▶ _Given data_
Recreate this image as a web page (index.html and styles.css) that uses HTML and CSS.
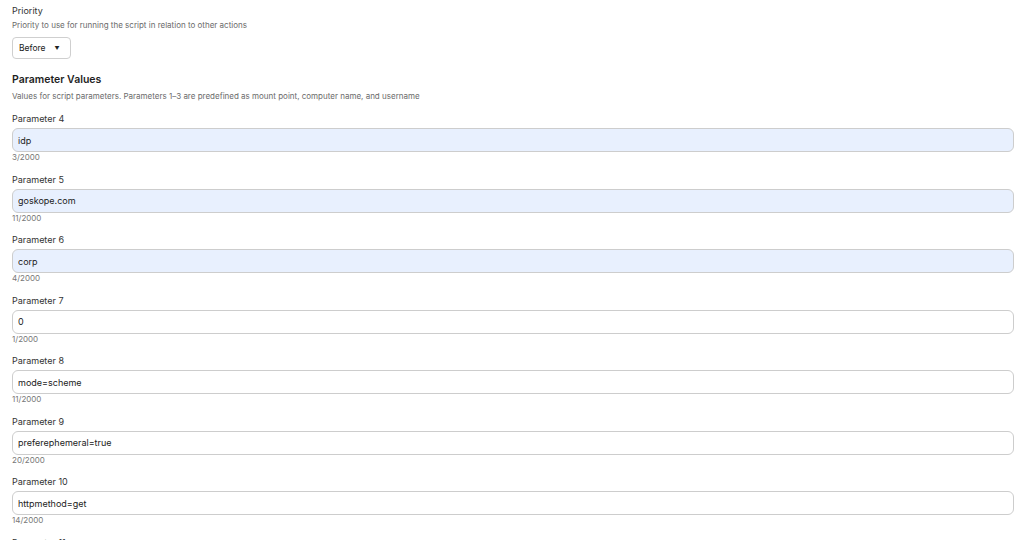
FILE: index.html
```html
<!DOCTYPE html>
<html lang="en">
<head>
    <meta charset="UTF-8">
    <meta name="viewport" content="width=device-width, initial-scale=1.0">
    <title>Script Settings</title>
    <link rel="stylesheet" href="styles.css">
</head>
<body>
<div class="settings">
    <!-- Priority -->
    <div class="setting">
        <div class="setting-label">Priority</div>
        <div class="setting-help">Priority to use for running the script in relation to other actions</div>
        <div class="dropdown">
            <span>Before</span>
            <span class="caret">&#9660;</span>
        </div>
    </div>

    <!-- Parameter Values -->
    <h3 class="section-title">Parameter Values</h3>
    <div class="setting-help">Values for script parameters. Parameters 1–3 are predefined as mount point, computer name, and username</div>

    <div class="params">
        <div class="param">
            <label class="param-label" for="p4">Parameter 4</label>
            <input class="param-input filled" id="p4" type="text" value="idp">
            <div class="param-count">3/2000</div>
        </div>
        <div class="param">
            <label class="param-label" for="p5">Parameter 5</label>
            <input class="param-input filled" id="p5" type="text" value="goskope.com">
            <div class="param-count">11/2000</div>
        </div>
        <div class="param">
            <label class="param-label" for="p6">Parameter 6</label>
            <input class="param-input filled" id="p6" type="text" value="corp">
            <div class="param-count">4/2000</div>
        </div>
        <div class="param">
            <label class="param-label" for="p7">Parameter 7</label>
            <input class="param-input" id="p7" type="text" value="0">
            <div class="param-count">1/2000</div>
        </div>
        <div class="param">
            <label class="param-label" for="p8">Parameter 8</label>
            <input class="param-input" id="p8" type="text" value="mode=scheme">
            <div class="param-count">11/2000</div>
        </div>
        <div class="param">
            <label class="param-label" for="p9">Parameter 9</label>
            <input class="param-input" id="p9" type="text" value="preferephemeral=true">
            <div class="param-count">20/2000</div>
        </div>
        <div class="param">
            <label class="param-label" for="p10">Parameter 10</label>
            <input class="param-input" id="p10" type="text" value="httpmethod=get">
            <div class="param-count">14/2000</div>
        </div>
        <div class="param">
            <label class="param-label" for="p11">Parameter 11</label>
            <input class="param-input" id="p11" type="text" value="">
            <div class="param-count">0/2000</div>
        </div>
    </div>
</div>
</body>
</html>
```

FILE: styles.css
```css
/* Page */
body {
    margin: 0;
    font-family: Inter, "Noto Sans", sans-serif;
    color: #2b2b2b;
    background: #fff;
}

.settings {
    padding: 5px 10px 0 12px;
}

/* Priority block */
.setting-label {
    font-size: 9px;
    line-height: 12px;
    color: #333;
}

.setting-help {
    font-size: 8px;
    line-height: 10px;
    color: #6b6b6b;
    margin-top: 3px;
}

.dropdown {
    display: inline-flex;
    align-items: center;
    gap: 9px;
    margin-top: 7px;
    height: 22px;
    padding: 0 10px 0 6px;
    box-sizing: border-box;
    border: 1px solid #cfcfcf;
    border-radius: 4px;
    font-size: 8.5px;
    color: #222;
}

.caret {
    font-size: 5px;
}

/* Section heading */
.section-title {
    margin: 14px 0 0;
    font-size: 10.5px;
    line-height: 14px;
    font-weight: 600;
    color: #1f1f1f;
}

.section-title + .setting-help {
    margin-top: 4px;
}

/* Parameter fields */
.params {
    margin-top: 12px;
    display: flex;
    flex-direction: column;
    gap: 10.5px;
}

.param-label {
    display: block;
    font-size: 9px;
    line-height: 12px;
    color: #333;
    margin-bottom: 3px;
}

.param-input {
    display: block;
    width: 100%;
    height: 24px;
    box-sizing: border-box;
    margin: 0;
    padding: 0 5px;
    border: 1px solid #cdcdcd;
    border-radius: 6px;
    font-family: inherit;
    font-size: 9px;
    color: #222;
    background: #fff;
    outline: none;
}

.param-input.filled {
    background: #e8f0fe;
}

.param-count {
    font-size: 8px;
    line-height: 11px;
    color: #777;
}
```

▶ _Exercise description_
Every line should be retyped exactly, with the pictures omitted.

▶ _Task answer_
Recreate this image as a web page (index.html and styles.css) that uses HTML and CSS.
FILE: index.html
```html
<!DOCTYPE html>
<html lang="en">
<head>
    <meta charset="UTF-8">
    <meta name="viewport" content="width=device-width, initial-scale=1.0">
    <title>Script Settings</title>
    <link rel="stylesheet" href="styles.css">
</head>
<body>
<div class="settings">
    <!-- Priority -->
    <div class="setting">
        <div class="setting-label">Priority</div>
        <div class="setting-help">Priority to use for running the script in relation to other actions</div>
        <div class="dropdown">
            <span>Before</span>
            <span class="caret">&#9660;</span>
        </div>
    </div>

    <!-- Parameter Values -->
    <h3 class="section-title">Parameter Values</h3>
    <div class="setting-help">Values for script parameters. Parameters 1–3 are predefined as mount point, computer name, and username</div>

    <div class="params">
        <div class="param">
            <label class="param-label" for="p4">Parameter 4</label>
            <input class="param-input filled" id="p4" type="text" value="idp">
            <div class="param-count">3/2000</div>
        </div>
        <div class="param">
            <label class="param-label" for="p5">Parameter 5</label>
            <input class="param-input filled" id="p5" type="text" value="goskope.com">
            <div class="param-count">11/2000</div>
        </div>
        <div class="param">
            <label class="param-label" for="p6">Parameter 6</label>
            <input class="param-input filled" id="p6" type="text" value="corp">
            <div class="param-count">4/2000</div>
        </div>
        <div class="param">
            <label class="param-label" for="p7">Parameter 7</label>
            <input class="param-input" id="p7" type="text" value="0">
            <div class="param-count">1/2000</div>
        </div>
        <div class="param">
            <label class="param-label" for="p8">Parameter 8</label>
            <input class="param-input" id="p8" type="text" value="mode=scheme">
            <div class="param-count">11/2000</div>
        </div>
        <div class="param">
            <label class="param-label" for="p9">Parameter 9</label>
            <input class="param-input" id="p9" type="text" value="preferephemeral=true">
            <div class="param-count">20/2000</div>
        </div>
        <div class="param">
            <label class="param-label" for="p10">Parameter 10</label>
            <input class="param-input" id="p10" type="text" value="httpmethod=get">
            <div class="param-count">14/2000</div>
        </div>
        <div class="param">
            <label class="param-label" for="p11">Parameter 11</label>
            <input class="param-input" id="p11" type="text" value="">
            <div class="param-count">0/2000</div>
        </div>
    </div>
</div>
</body>
</html>
```

FILE: styles.css
```css
/* Page */
body {
    margin: 0;
    font-family: Inter, "Noto Sans", sans-serif;
    color: #2b2b2b;
    background: #fff;
}

.settings {
    padding: 5px 10px 0 12px;
}

/* Priority block */
.setting-label {
    font-size: 9px;
    line-height: 12px;
    color: #333;
}

.setting-help {
    font-size: 8px;
    line-height: 10px;
    color: #6b6b6b;
    margin-top: 3px;
}

.dropdown {
    display: inline-flex;
    align-items: center;
    gap: 9px;
    margin-top: 7px;
    height: 22px;
    padding: 0 10px 0 6px;
    box-sizing: border-box;
    border: 1px solid #cfcfcf;
    border-radius: 4px;
    font-size: 8.5px;
    color: #222;
}

.caret {
    font-size: 5px;
}

/* Section heading */
.section-title {
    margin: 14px 0 0;
    font-size: 10.5px;
    line-height: 14px;
    font-weight: 600;
    color: #1f1f1f;
}

.section-title + .setting-help {
    margin-top: 4px;
}

/* Parameter fields */
.params {
    margin-top: 12px;
    display: flex;
    flex-direction: column;
    gap: 10.5px;
}

.param-label {
    display: block;
    font-size: 9px;
    line-height: 12px;
    color: #333;
    margin-bottom: 3px;
}

.param-input {
    display: block;
    width: 100%;
    height: 24px;
    box-sizing: border-box;
    margin: 0;
    padding: 0 5px;
    border: 1px solid #cdcdcd;
    border-radius: 6px;
    font-family: inherit;
    font-size: 9px;
    color: #222;
    background: #fff;
    outline: none;
}

.param-input.filled {
    background: #e8f0fe;
}

.param-count {
    font-size: 8px;
    line-height: 11px;
    color: #777;
}
```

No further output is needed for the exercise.